When I decided to write this particular story, I did not realize that I would have to spend so much time deciding exactly what the city is like and how it functions. It is hard to write about someone’s life in a city without knowing the city’s layout, the jobs available, housing options, etc. I have now spent quite a while determining how the person came to the city, whether or not he arrived in the same clothes he died in, and how the currency system of the city works. Some of these things that I had to address might seem inconsequential, but without fully fleshing out the setting, it is difficult to get a grasp on how someone would interact with their surroundings.

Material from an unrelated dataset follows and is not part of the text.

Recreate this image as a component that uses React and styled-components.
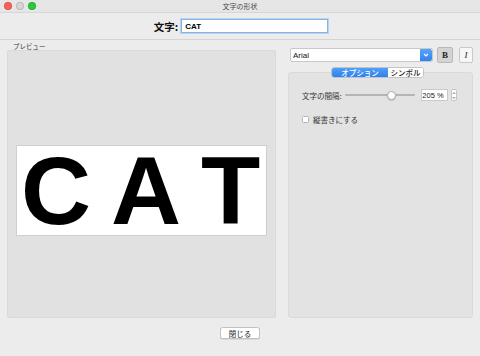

This is often an issue with fictional settings, something I come across all the time when writing fantasy. World building is an essential part of a story. It determines the backdrop for all of the plot and character interactions. A conversation about lunch would be quite different on a college campus than on a stone bridge over a river of lava. This is why setting has to be well-defined. It creates backstory in itself and can help the narrative to tell a story. Setting is often the foundation for good writing.